Na sequência, Apocalipse 20:10 fala da destruição do Diabo, da besta e do falso profeta no lago de fogo; e completa: “e serão atormentados de dia e de noite, pelos séculos dos séculos”. Com base nesse texto, muitos têm advogado a ideia de que o fogo é inextinguível e, portanto, os pecadores sofrerão tormento eterno,
pressupondo, evidentemente, vida eterna nesse lago de fogo. Essas pessoas não entendem que Sodoma e Gomorra foram destruídas com fogo eterno (cf Jd 7) e se tornaram cinzas (cf 2Pe 2:6), indicando assim que elas foram completamente extintas.

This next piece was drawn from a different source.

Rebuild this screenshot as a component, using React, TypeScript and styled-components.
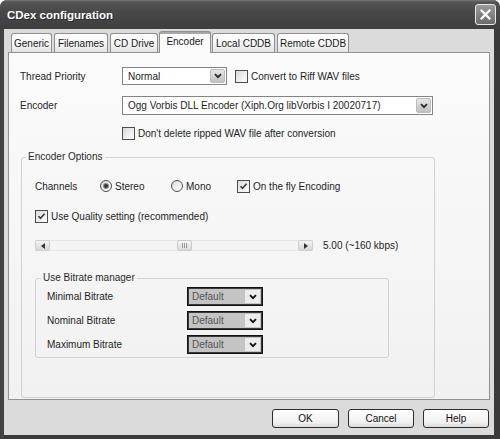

O posicionamento e a esperança adventistas – Deus suscitou o movimento adventista nos últimos dias para restaurar as verdades lançadas por terra pelo poder do chifre pequeno (cf Dn 8:12). A imortalidade condicional da alma é uma delas.

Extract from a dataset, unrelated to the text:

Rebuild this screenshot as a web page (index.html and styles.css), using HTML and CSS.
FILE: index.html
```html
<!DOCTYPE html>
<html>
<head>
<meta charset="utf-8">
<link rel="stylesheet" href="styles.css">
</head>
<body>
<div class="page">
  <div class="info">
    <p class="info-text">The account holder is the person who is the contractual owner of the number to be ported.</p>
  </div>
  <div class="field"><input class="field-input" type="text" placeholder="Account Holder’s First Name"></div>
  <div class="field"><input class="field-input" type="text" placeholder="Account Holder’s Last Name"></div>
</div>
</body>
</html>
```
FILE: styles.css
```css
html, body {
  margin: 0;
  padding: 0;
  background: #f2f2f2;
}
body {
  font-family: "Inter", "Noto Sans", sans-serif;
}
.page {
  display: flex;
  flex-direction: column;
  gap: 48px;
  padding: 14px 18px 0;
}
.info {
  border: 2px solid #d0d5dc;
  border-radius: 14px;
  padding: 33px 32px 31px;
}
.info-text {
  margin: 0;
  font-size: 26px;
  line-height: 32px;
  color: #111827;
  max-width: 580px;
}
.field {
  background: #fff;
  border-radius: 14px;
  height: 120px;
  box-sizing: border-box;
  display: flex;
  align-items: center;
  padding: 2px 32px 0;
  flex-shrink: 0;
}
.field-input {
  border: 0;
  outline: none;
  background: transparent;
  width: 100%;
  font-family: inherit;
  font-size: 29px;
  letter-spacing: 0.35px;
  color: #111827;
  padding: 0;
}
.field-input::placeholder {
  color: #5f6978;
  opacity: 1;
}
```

Como adventistas do sétimo dia, cremos que o estado do homem na morte é de plena inconsciência (cf Ec 9:5). A morte é comparada ao sono (cf Jo 11:11-14).
O homem não mais retorna à sua casa para contato com familiares (cf Jó 7:9, 10). A ressurreição de Cristo é o penhor da ressurreição dos justos de todos os tempos e lugares (cf 1Ts 4:14, 16). A recompensa dos justos ocorrerá por ocasião do segundo advento de Cristo (cf 2Tm 4:7, 8; Ap 22:12).

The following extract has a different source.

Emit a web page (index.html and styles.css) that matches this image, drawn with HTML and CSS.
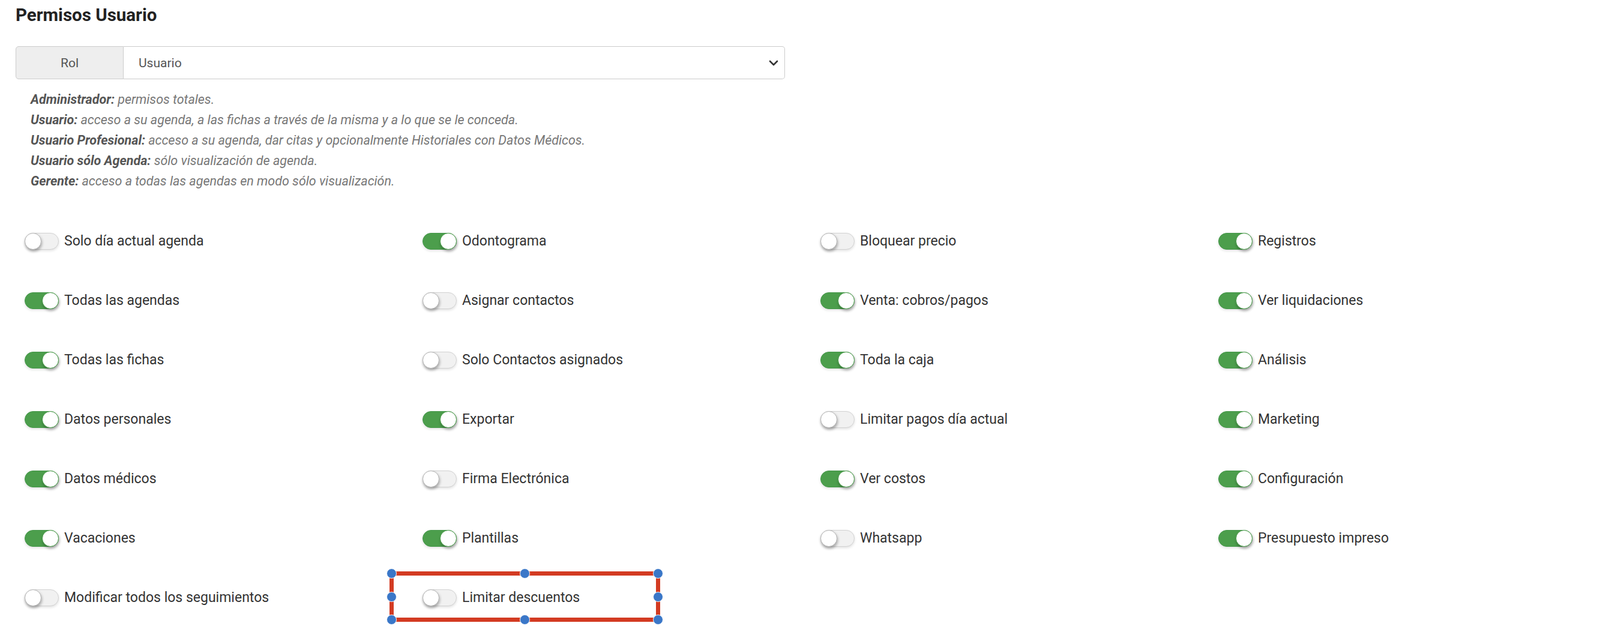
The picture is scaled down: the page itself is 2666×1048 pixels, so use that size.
FILE: index.html
```html
<!DOCTYPE html>
<html lang="es">
<head>
    <meta charset="UTF-8">
    <title>Permisos Usuario</title>
    <link rel="stylesheet" href="styles.css">
</head>
<body>
    <div class="header">
        <h3 class="title">Permisos Usuario</h3>

        <!-- selector de rol -->
        <div class="role-group">
            <span class="role-addon">Rol</span>
            <div class="role-select">
                <span>Usuario</span>
                <svg class="chevron" width="16" height="10" viewBox="0 0 16 10">
                    <path d="M2 2 L8 8 L14 2" fill="none" stroke="#333" stroke-width="2.6" stroke-linecap="round" stroke-linejoin="round"/>
                </svg>
            </div>
        </div>

        <div class="role-help">
            <p><b>Administrador:</b> permisos totales.</p>
            <p><b>Usuario:</b> acceso a su agenda, a las fichas a través de la misma y a lo que se le conceda.</p>
            <p><b>Usuario Profesional:</b> acceso a su agenda, dar citas y opcionalmente Historiales con Datos Médicos.</p>
            <p><b>Usuario sólo Agenda:</b> sólo visualización de agenda.</p>
            <p><b>Gerente:</b> acceso a todas las agendas en modo sólo visualización.</p>
        </div>
    </div>

    <!-- permisos -->
    <div class="perm-grid">
        <label class="perm"><span class="switch"></span><span class="perm-label">Solo día actual agenda</span></label>
        <label class="perm"><span class="switch on"></span><span class="perm-label">Odontograma</span></label>
        <label class="perm"><span class="switch"></span><span class="perm-label">Bloquear precio</span></label>
        <label class="perm"><span class="switch on"></span><span class="perm-label">Registros</span></label>

        <label class="perm"><span class="switch on"></span><span class="perm-label">Todas las agendas</span></label>
        <label class="perm"><span class="switch"></span><span class="perm-label">Asignar contactos</span></label>
        <label class="perm"><span class="switch on"></span><span class="perm-label">Venta: cobros/pagos</span></label>
        <label class="perm"><span class="switch on"></span><span class="perm-label">Ver liquidaciones</span></label>

        <label class="perm"><span class="switch on"></span><span class="perm-label">Todas las fichas</span></label>
        <label class="perm"><span class="switch"></span><span class="perm-label">Solo Contactos asignados</span></label>
        <label class="perm"><span class="switch on"></span><span class="perm-label">Toda la caja</span></label>
        <label class="perm"><span class="switch on"></span><span class="perm-label">Análisis</span></label>

        <label class="perm"><span class="switch on"></span><span class="perm-label">Datos personales</span></label>
        <label class="perm"><span class="switch on"></span><span class="perm-label">Exportar</span></label>
        <label class="perm"><span class="switch"></span><span class="perm-label">Limitar pagos día actual</span></label>
        <label class="perm"><span class="switch on"></span><span class="perm-label">Marketing</span></label>

        <label class="perm"><span class="switch on"></span><span class="perm-label">Datos médicos</span></label>
        <label class="perm"><span class="switch"></span><span class="perm-label">Firma Electrónica</span></label>
        <label class="perm"><span class="switch on"></span><span class="perm-label">Ver costos</span></label>
        <label class="perm"><span class="switch on"></span><span class="perm-label">Configuración</span></label>

        <label class="perm"><span class="switch on"></span><span class="perm-label">Vacaciones</span></label>
        <label class="perm"><span class="switch on"></span><span class="perm-label">Plantillas</span></label>
        <label class="perm"><span class="switch"></span><span class="perm-label">Whatsapp</span></label>
        <label class="perm"><span class="switch on"></span><span class="perm-label">Presupuesto impreso</span></label>

        <label class="perm"><span class="switch"></span><span class="perm-label">Modificar todos los seguimientos</span></label>
        <label class="perm marked">
            <span class="switch"></span><span class="perm-label">Limitar descuentos</span>
            <!-- marca de selección -->
            <span class="annot">
                <i class="handle tl"></i><i class="handle tm"></i><i class="handle tr"></i>
                <i class="handle ml"></i><i class="handle mr"></i>
                <i class="handle bl"></i><i class="handle bm"></i><i class="handle br"></i>
            </span>
        </label>
    </div>
</body>
</html>
```

FILE: styles.css
```css
body {
    margin: 0;
    background: #fff;
    font-family: Roboto, "Liberation Sans", Arial, sans-serif;
    color: #333;
}
.header {
    padding: 0 26px;
}
.title {
    margin: 0;
    padding-top: 8px;
    font-size: 29.5px;
    line-height: 34px;
    font-weight: 700;
    color: #222;
}
/* Rol */
.role-group {
    display: flex;
    width: 1282px;
    height: 55px;
    margin-top: 35px;
    box-sizing: border-box;
    font-size: 21px;
    color: #555;
}
.role-addon {
    width: 180px;
    display: flex;
    align-items: center;
    justify-content: center;
    background: #eee;
    border: 1px solid #ccc;
    border-radius: 5px 0 0 5px;
    box-sizing: border-box;
}
.role-select {
    flex: 1;
    display: flex;
    align-items: center;
    justify-content: space-between;
    padding: 0 10px 0 25px;
    border: 1px solid #ccc;
    border-left: none;
    border-radius: 0 5px 5px 0;
    box-sizing: border-box;
}
.role-help {
    margin-top: 17px;
    padding-left: 25px;
    font-size: 21.5px;
    line-height: 34px;
    font-style: italic;
    color: #777;
}
.role-help p {
    margin: 0;
}
.role-help b {
    color: #555;
}
/* grid de permisos */
.perm-grid {
    display: grid;
    grid-template-columns: repeat(4, 663px);
    grid-auto-rows: 99px;
    margin-top: 33px;
}
.perm {
    display: flex;
    align-items: center;
    padding-left: 41px;
    font-size: 23px;
    color: #333;
}
.perm-label {
    margin-left: 9px;
}
.switch {
    position: relative;
    flex: none;
    width: 57px;
    height: 28px;
    border-radius: 14px;
    background: #f1f1f1;
    border: 1px solid #d2d2d2;
    box-sizing: border-box;
    box-shadow: 0 2px 4px rgba(0, 0, 0, 0.12);
}
.switch::after {
    content: '';
    position: absolute;
    top: -1px;
    left: -1px;
    width: 28px;
    height: 28px;
    border-radius: 50%;
    background: #fff;
    border: 1px solid #b5b5b5;
    box-sizing: border-box;
    box-shadow: 1px 3px 4px rgba(0, 0, 0, 0.3);
}
.switch.on {
    background: #4c9e4c;
    border-color: #45984a;
}
.switch.on::after {
    left: auto;
    right: -1px;
    border-color: #4c9e4c;
}
/* recuadro rojo */
.marked {
    position: relative;
}
.annot {
    position: absolute;
    left: -14px;
    top: 6px;
    width: 451px;
    height: 84px;
    border: 7px solid #d33b22;
    box-sizing: border-box;
}
.handle {
    position: absolute;
    width: 17px;
    height: 17px;
    border-radius: 50%;
    background: #3a77c8;
    border: 1.5px solid #fff;
    box-sizing: border-box;
}
.tl, .tm, .tr { top: -12px; }
.bl, .bm, .br { bottom: -12px; }
.ml, .mr { top: calc(50% - 8.5px); }
.tl, .ml, .bl { left: -12px; }
.tr, .mr, .br { right: -12px; }
.tm, .bm { left: calc(50% - 8.5px); }
```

Ao longo do tempo, o luto tem alcançado milhares dos filhos de Deus neste mundo. Familiares veem seus queridos descerem à sepultura. Para os filhos de Deus açoitados pela dor do luto, um novo amanhecer irá despontar. Estamos nos aproximando do grande dia em que os fiéis serão revestidos da imortalidade (cf 1Co 15:52-54).
“Que manhã gloriosa será a da ressurreição! Que cena maravilhosa se abrirá quando Cristo vier, para Se fazer admirado em todos os que creem! Todos os que passaram pela humilhação e pelos sofrimentos de Cristo serão participantes de Sua glória. Pela ressurreição de Cristo, todo santo crente que adormece em Jesus sairá, triunfante, de seu cárcere. Os santos ressurgidos proclamarão: ‘Onde está, ó morte, o teu aguilhão? Onde está, ó inferno, a tua vitória?’ (1Co 15:55, RC). […] Jesus Cristo triunfou sobre a morte e rompeu os grilhões do túmulo, e todos os que no túmulo dormem participarão da vitória; sairão das sepulturas, como fez o Vencedor” (Ellen G. White, Mensagens Escolhidas, v. 2, p. 271, 272).
Naquele dia, Fabrício e sua querida mãe se reencontrarão. Como disse Paulo: “Consolem-se uns aos outros com essas palavras” (1Ts 4:18, NVI).